Even with my distaste for the tradition of Canadian football, it seems there is one area the CFL dominate their counterparts south of the border: music. Sure, we all got excited seeing the Fridge and Willie Gault freak the funk on the SuperBowl Special, and don’t get me started on Prime to the Hammer, Hammer to the Prime or the redneck charm of Hank Williams telling us about his rowdy friends, but for the most part there hasn’t been a huge amount of tracks coming from NFL-ers.
Now, thanks to the tireless work of folklorist Henry Adam Svec, we have a fully restored version of the legendary CFL Sessions that were captured in the 1970s by the late Canadian folklorist Staunton R. Livingston. The songs were the best of the best, with CFL players performing original tracks and spirited covers that were played in locker rooms and bars after the games. Svec retreated to the House of Miracles and with the support of Canadian notables WL Altman, Laura Barrett, Andy Magoffin and Jeseka Hickey, he recreated the efforts as best he could. The result is an interesting glimpse into the past freshened with a new coat of paint. More importantly, musically this record kicks it like Lui Passaglia.

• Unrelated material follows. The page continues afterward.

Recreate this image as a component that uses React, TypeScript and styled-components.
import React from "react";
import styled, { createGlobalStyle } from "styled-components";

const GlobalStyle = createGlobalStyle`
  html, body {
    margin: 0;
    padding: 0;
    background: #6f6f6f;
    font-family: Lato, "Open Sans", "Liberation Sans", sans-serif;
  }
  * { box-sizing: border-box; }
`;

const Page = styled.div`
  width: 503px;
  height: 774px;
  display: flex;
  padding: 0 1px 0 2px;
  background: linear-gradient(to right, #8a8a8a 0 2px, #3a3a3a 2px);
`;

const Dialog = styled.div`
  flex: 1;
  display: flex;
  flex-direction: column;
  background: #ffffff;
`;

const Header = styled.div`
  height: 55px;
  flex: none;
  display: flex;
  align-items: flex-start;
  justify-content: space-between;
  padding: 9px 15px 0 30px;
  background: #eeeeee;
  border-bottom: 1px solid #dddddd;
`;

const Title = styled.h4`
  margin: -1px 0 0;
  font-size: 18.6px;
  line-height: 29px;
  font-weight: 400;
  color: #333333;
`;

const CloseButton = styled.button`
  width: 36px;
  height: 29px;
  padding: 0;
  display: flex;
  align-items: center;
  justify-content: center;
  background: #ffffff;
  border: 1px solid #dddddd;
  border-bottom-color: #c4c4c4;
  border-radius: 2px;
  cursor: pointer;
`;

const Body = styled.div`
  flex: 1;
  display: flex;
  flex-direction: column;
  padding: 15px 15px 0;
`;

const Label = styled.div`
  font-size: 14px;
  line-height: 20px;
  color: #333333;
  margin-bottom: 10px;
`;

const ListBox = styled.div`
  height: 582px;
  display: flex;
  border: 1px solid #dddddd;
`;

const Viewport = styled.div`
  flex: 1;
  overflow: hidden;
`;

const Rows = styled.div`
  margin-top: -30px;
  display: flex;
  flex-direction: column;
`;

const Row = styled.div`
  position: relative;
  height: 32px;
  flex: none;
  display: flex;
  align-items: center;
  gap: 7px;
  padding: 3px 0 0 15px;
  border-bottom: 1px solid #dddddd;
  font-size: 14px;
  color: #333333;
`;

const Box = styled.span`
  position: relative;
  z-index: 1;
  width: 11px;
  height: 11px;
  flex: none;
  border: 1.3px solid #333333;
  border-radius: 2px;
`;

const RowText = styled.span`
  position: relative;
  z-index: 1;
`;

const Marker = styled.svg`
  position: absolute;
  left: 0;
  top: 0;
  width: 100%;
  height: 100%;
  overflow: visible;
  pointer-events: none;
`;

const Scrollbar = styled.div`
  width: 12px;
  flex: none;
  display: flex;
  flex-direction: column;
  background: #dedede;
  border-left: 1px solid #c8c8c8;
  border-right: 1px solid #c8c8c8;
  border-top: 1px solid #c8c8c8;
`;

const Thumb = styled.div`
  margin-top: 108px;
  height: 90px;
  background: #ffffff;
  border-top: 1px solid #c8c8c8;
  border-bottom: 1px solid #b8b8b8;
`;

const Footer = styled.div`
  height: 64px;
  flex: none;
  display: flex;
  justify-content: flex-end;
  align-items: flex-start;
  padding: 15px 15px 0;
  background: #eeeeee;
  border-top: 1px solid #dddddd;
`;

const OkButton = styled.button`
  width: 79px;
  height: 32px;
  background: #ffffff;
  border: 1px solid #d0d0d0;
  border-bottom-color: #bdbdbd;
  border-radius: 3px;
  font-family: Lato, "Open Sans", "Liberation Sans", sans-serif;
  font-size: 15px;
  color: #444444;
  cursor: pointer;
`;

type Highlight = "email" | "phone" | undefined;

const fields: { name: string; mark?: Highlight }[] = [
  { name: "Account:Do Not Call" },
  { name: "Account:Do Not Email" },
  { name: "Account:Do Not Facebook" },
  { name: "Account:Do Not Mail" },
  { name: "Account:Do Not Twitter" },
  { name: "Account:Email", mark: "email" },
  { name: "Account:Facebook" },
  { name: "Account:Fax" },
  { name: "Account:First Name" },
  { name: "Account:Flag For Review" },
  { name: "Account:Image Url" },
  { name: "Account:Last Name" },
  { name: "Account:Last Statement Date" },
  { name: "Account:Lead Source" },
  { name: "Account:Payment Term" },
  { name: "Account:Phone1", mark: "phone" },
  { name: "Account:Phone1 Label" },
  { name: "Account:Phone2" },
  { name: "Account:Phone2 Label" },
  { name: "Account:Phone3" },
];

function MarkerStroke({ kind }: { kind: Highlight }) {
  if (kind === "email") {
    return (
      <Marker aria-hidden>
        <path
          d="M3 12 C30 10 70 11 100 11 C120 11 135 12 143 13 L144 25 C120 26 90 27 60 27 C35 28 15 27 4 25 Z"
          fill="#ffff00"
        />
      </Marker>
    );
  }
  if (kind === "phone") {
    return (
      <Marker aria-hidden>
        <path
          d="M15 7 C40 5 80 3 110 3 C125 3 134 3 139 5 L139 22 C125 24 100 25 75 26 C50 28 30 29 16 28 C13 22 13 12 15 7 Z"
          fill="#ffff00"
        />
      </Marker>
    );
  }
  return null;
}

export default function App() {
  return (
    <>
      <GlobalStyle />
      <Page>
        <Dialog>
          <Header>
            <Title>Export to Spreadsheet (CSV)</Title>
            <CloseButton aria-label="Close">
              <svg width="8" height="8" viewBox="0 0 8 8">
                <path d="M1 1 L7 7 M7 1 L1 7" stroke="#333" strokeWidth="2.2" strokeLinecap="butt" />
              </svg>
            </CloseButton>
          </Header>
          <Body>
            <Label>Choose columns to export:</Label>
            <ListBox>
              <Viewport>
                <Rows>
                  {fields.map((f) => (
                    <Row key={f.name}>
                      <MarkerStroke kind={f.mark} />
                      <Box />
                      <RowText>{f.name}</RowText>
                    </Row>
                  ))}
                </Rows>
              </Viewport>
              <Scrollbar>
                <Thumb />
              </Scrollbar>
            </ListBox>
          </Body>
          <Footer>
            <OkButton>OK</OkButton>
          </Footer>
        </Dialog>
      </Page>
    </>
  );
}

Without the large contracts and stardom of other professional sporting leagues, Canadian football is a seasonal occupation akin to tree planting or landscaping. The stark honesty of simple admissions like, "in the offseason I work at the mall. I sell shoes" or "I could drink all night in this city, if we had any money" really hammer home the fact a lot of these players play simply for the love of the game.

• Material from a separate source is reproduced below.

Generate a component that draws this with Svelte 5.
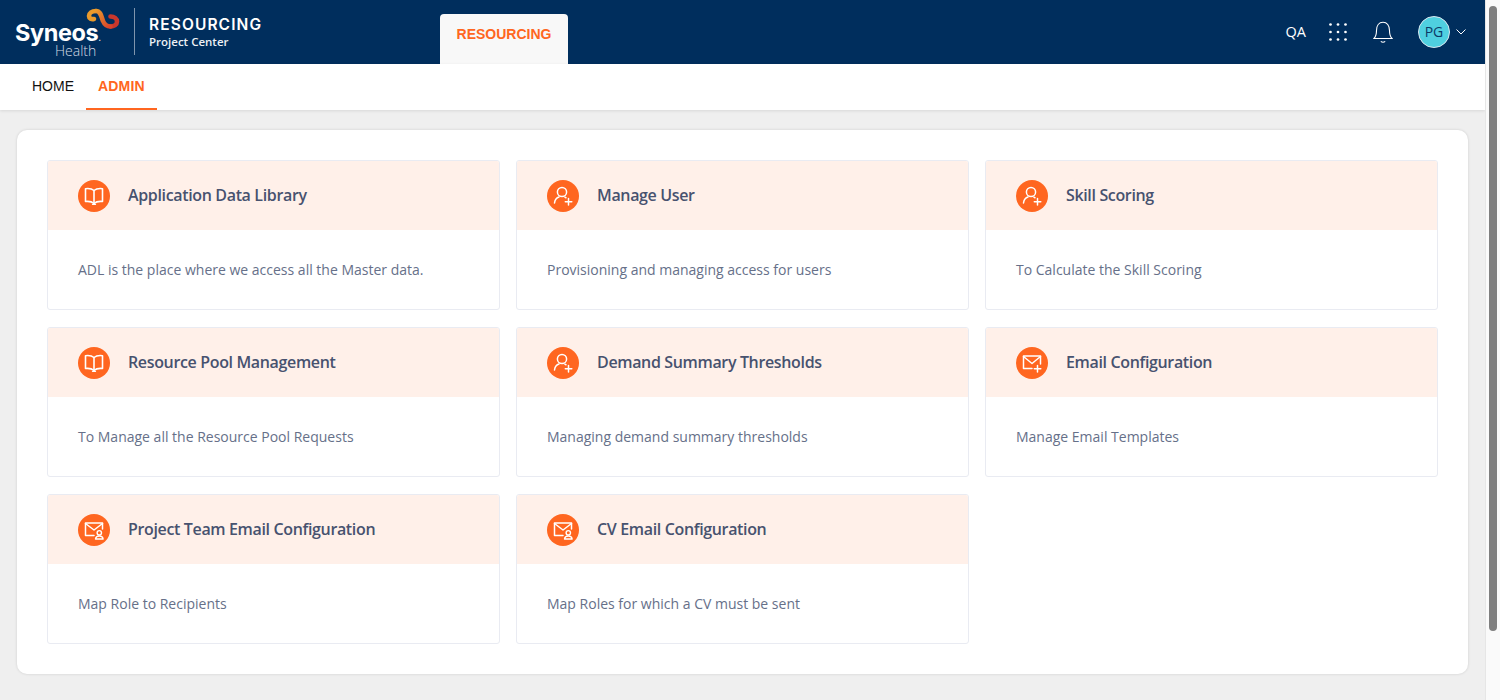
<script lang="ts">
  type Icon = 'book' | 'user' | 'mailplus' | 'mailuser';

  const cards: { title: string; desc: string; icon: Icon }[] = [
    { title: 'Application Data Library', desc: 'ADL is the place where we access all the Master data.', icon: 'book' },
    { title: 'Manage User', desc: 'Provisioning and managing access for users', icon: 'user' },
    { title: 'Skill Scoring', desc: 'To Calculate the Skill Scoring', icon: 'user' },
    { title: 'Resource Pool Management', desc: 'To Manage all the Resource Pool Requests', icon: 'book' },
    { title: 'Demand Summary Thresholds', desc: 'Managing demand summary thresholds', icon: 'user' },
    { title: 'Email Configuration', desc: 'Manage Email Templates', icon: 'mailplus' },
    { title: 'Project Team Email Configuration', desc: 'Map Role to Recipients', icon: 'mailuser' },
    { title: 'CV Email Configuration', desc: 'Map Roles for which a CV must be sent', icon: 'mailuser' }
  ];
</script>

<div class="page">
  <div class="content">
    <header class="topbar">
      <div class="logo">
        <svg class="rings" viewBox="0 0 34 22" width="34" height="22" fill="none" stroke-linecap="round">
          <defs>
            <linearGradient id="band" gradientUnits="userSpaceOnUse" x1="10" y1="2" x2="24" y2="19">
              <stop offset="0" stop-color="#ea9a2d" />
              <stop offset="1" stop-color="#d8432b" />
            </linearGradient>
          </defs>
          <path d="M10 3 C5.500 3 3 5.500 3 8 C3 10.500 5.500 11.500 8 11" stroke="#e99a2c" stroke-width="4.600" />
          <path d="M24.500 8.500 C28.500 8.500 31 10.800 31 13.500 C31 16.500 28 18.500 24.500 18.500" stroke="#c9372c" stroke-width="4.600" />
          <path d="M10 3 C15 3 15.500 9.500 17 13 C18.200 16 20.500 18.500 24.500 18.500" stroke="url(#band)" stroke-width="4.600" />
        </svg>
        <span class="logo-name">Syneos<i>.</i></span>
        <span class="logo-sub">Health</span>
      </div>
      <div class="product">
        <strong>RESOURCING</strong>
        <span>Project Center</span>
      </div>
      <div class="tab">RESOURCING</div>

      <div class="actions">
        <span class="env">QA</span>
        <svg class="grid-icon" viewBox="0 0 18 18" width="18" height="18">
          {#each [1.5, 9, 16.5] as cy}
            {#each [1.5, 9, 16.5] as cx}
              <circle {cx} {cy} r="1.35" fill="#fff" />
            {/each}
          {/each}
        </svg>
        <svg class="bell" viewBox="0 0 20 22" width="20" height="22" fill="none" stroke="#fff" stroke-width="1.1">
          <path d="M1 17.500 C3 15.500 3.500 13.500 3.500 9.500 C3.500 4.500 6 1.200 10 1.200 C14 1.200 16.500 4.500 16.500 9.500 C16.500 13.500 17 15.500 19 17.500 Z" />
          <path d="M7.800 20.300 C9 21.300 11 21.300 12.200 20.300" />
        </svg>
        <div class="avatar">PG</div>
        <svg class="chevron" viewBox="0 0 10 6" width="10" height="6" fill="none" stroke="#fff" stroke-width="1">
          <path d="M.5 .5 L5 5 L9.500 .5" />
        </svg>
      </div>
    </header>

    <nav class="subnav">
      <a class="link">HOME</a>
      <a class="link active">ADMIN</a>
    </nav>

    <main class="body">
      <section class="panel">
        {#each cards as card}
          <article class="card">
            <div class="card-head">
              <span class="badge">
                <svg viewBox="0 0 24 24" width="24" height="24" fill="none" stroke="#fff" stroke-width="1.300" stroke-linecap="round" stroke-linejoin="round">
                  {#if card.icon === 'book'}
                    <path d="M12 6.500 C10 4.800 7 4.300 3.500 4.700 L3.500 17.500 C7 17.100 10 17.700 12 19.500 C14 17.700 17 17.100 20.500 17.500 L20.500 4.700 C17 4.300 14 4.800 12 6.500Z" stroke-width="1.600" />
                    <path d="M12 6.500 L12 19.500" stroke-width="1.600" />
                    <path d="M10.500 20.300 L13.500 20.300" />
                  {:else if card.icon === 'user'}
                    <circle cx="11" cy="8" r="4.600" stroke-width="1.500" />
                    <path d="M3.500 19 C4 15.500 6 13.500 8 13" stroke-width="1.500" />
                    <path d="M14 13.300 L15 13.700" stroke-width="1.500" />
                    <path d="M17.500 14.500 L17.500 21 M14.300 17.800 L20.800 17.800" stroke-width="1.500" />
                  {:else if card.icon === 'mailplus'}
                    <path d="M12 17.500 L3.500 17.500 L3.500 5 L20.500 5 L20.500 13" stroke-width="1.500" />
                    <path d="M3.500 5.500 L12 12.500 L20.500 5.500" stroke-width="1.500" />
                    <path d="M17.500 14.500 L17.500 21 M14.300 17.800 L20.800 17.800" stroke-width="1.500" />
                  {:else}
                    <path d="M12 17.500 L3.500 17.500 L3.500 5 L20.500 5 L20.500 11" stroke-width="1.500" />
                    <path d="M3.500 5.500 L12 12 L20.500 5.500" stroke-width="1.500" />
                    <circle cx="17.300" cy="14.800" r="2.200" stroke-width="1.400" />
                    <path d="M13.500 21 C13.800 18.800 15.200 18 17.300 18 C19.400 18 20.800 18.800 21.100 21 Z" stroke-width="1.400" />
                  {/if}
                </svg>
              </span>
              <h3>{card.title}</h3>
            </div>
            <p>{card.desc}</p>
          </article>
        {/each}
      </section>
    </main>
  </div>

  <aside class="scrollbar"><span class="thumb"></span></aside>
</div>

<style>
  :global(body) {
    margin: 0;
    overflow: hidden;
    background: #efefef;
  }

  .page {
    display: flex;
    height: 700px;
    font-family: "Open Sans", sans-serif;
  }

  .content {
    flex: 1;
    min-width: 0;
    display: flex;
    flex-direction: column;
  }

  .topbar {
    height: 64px;
    background: #002e5d;
    display: flex;
    align-items: stretch;
    color: #fff;
    flex-shrink: 0;
  }

  .logo {
    position: relative;
    width: 135px;
    height: 47px;
    margin-top: 8px;
    border-right: 1px solid #7f95ad;
    box-sizing: border-box;
  }

  .rings {
    position: absolute;
    left: 86px;
    top: 0;
  }

  .logo-name {
    position: absolute;
    left: 15px;
    top: 15px;
    font: 700 23.500px/20px Inter, sans-serif;
    letter-spacing: -0.4px;
  }

  .logo-name i {
    font-style: normal;
    font-size: 10px;
    font-weight: 400;
    letter-spacing: 0;
  }

  .logo-sub {
    position: absolute;
    left: 55px;
    top: 36px;
    font: 300 14px/13px "Open Sans", sans-serif;
    color: #d3dbe4;
  }

  .product {
    display: flex;
    flex-direction: column;
    margin-left: 14px;
    padding-top: 15px;
    width: 291px;
  }

  .product strong {
    font: 600 15.500px/20px Inter, sans-serif;
    letter-spacing: 1.1px;
  }

  .product span {
    font-size: 11.500px;
    font-weight: 600;
    line-height: 14px;
    color: #eef1f5;
  }

  .tab {
    width: 128px;
    height: 50px;
    margin-top: 14px;
    box-sizing: border-box;
    padding-top: 12px;
    text-align: center;
    background: #f8f8f8;
    border-radius: 4px 4px 0 0;
    color: #ff6620;
    font: 700 14px/17px "Liberation Sans", sans-serif;
  }

  .actions {
    margin-left: auto;
    display: flex;
    align-items: center;
    padding-right: 19px;
  }

  .env {
    font-size: 14.500px;
    font-weight: 500;
    margin-right: 23px;
    margin-bottom: 1px;
  }

  .grid-icon {
    margin-right: 26px;
  }

  .bell {
    margin-right: 25px;
  }

  .avatar {
    width: 30px;
    height: 30px;
    border: 1px solid #d8e6ee;
    border-radius: 50%;
    background: #4fd0e0;
    color: #0b3a66;
    font-size: 14px;
    line-height: 30px;
    text-align: center;
    margin-right: 6px;
  }

  .subnav {
    height: 46px;
    background: #fff;
    display: flex;
    padding-left: 20px;
    flex-shrink: 0;
    box-sizing: border-box;
    box-shadow: 0 1px 3px rgba(0, 0, 0, 0.1);
  }

  .link {
    font: 400 14px/44px "Liberation Sans", sans-serif;
    color: #111;
    padding: 0 12px;
    height: 46px;
    box-sizing: border-box;
  }

  .link.active {
    color: #ff6620;
    font-weight: 700;
    letter-spacing: 0.2px;
    border-bottom: 2px solid #ff6620;
  }

  .body {
    padding: 20px 17px 0;
  }

  .panel {
    background: #fff;
    border-radius: 10px;
    box-shadow: 0 0 3px rgba(0, 0, 0, 0.14);
    padding: 30px;
    display: grid;
    grid-template-columns: repeat(3, 1fr);
    gap: 17px 16px;
  }

  .card {
    height: 150px;
    box-sizing: border-box;
    border: 1px solid #e9ebf2;
    border-radius: 3px;
    overflow: hidden;
  }

  .card-head {
    height: 69px;
    background: #fff0e9;
    display: flex;
    align-items: center;
    padding-left: 30px;
  }

  .badge {
    width: 32px;
    height: 32px;
    border-radius: 50%;
    background: #ff6620;
    display: flex;
    align-items: center;
    justify-content: center;
    margin-right: 18px;
  }

  h3 {
    margin: 0 0 2px;
    font-size: 16px;
    font-weight: 600;
    letter-spacing: -0.35px;
    color: #47526f;
  }

  p {
    margin: 30px 0 0 30px;
    font-size: 14px;
    line-height: 19px;
    color: #667089;
  }

  .scrollbar {
    width: 15px;
    flex-shrink: 0;
    background: #fafafa;
    border-left: 1px solid #e6e6e6;
    box-sizing: border-box;
    padding: 6px 3px 0 3px;
  }

  .thumb {
    display: block;
    width: 8px;
    height: 625px;
    background: #7f7f7f;
    border-radius: 4px;
  }
</style>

Central theme and cohesion aside, the songs are enjoyable even out of context. The songs focus on the sadness of the CFL athlete, but could just as easily be about the working class. I think Svec made a smart choice using lighter melodies and not letting depression dominate the recordings. The quick burst of pace on Life is Like Canadian Football or the jangle-y guitar that dances along in surprisingly catchy, Song Written Upon Getting Cut by the Argos keep you listening. Another uptempo ditty, On Play lets Svec show off his more playful side and even the campfire feel of CFL Seasons in the Sun is more enjoyable than you'd expect. Long story short, while the CFL sessions may not get me excited for the upcoming season, it is an enjoyable listen (especially considering it's free).
MP3:: CFL Sessions - Song Written Upon Getting Cut by the Argos
MP3:: CFL Sessions - Life is Like CFL Football
PS - If you are still buying the historical accuracy of this project, I have a Sidd Finch rookie card on auction on EBay you might want to get in on.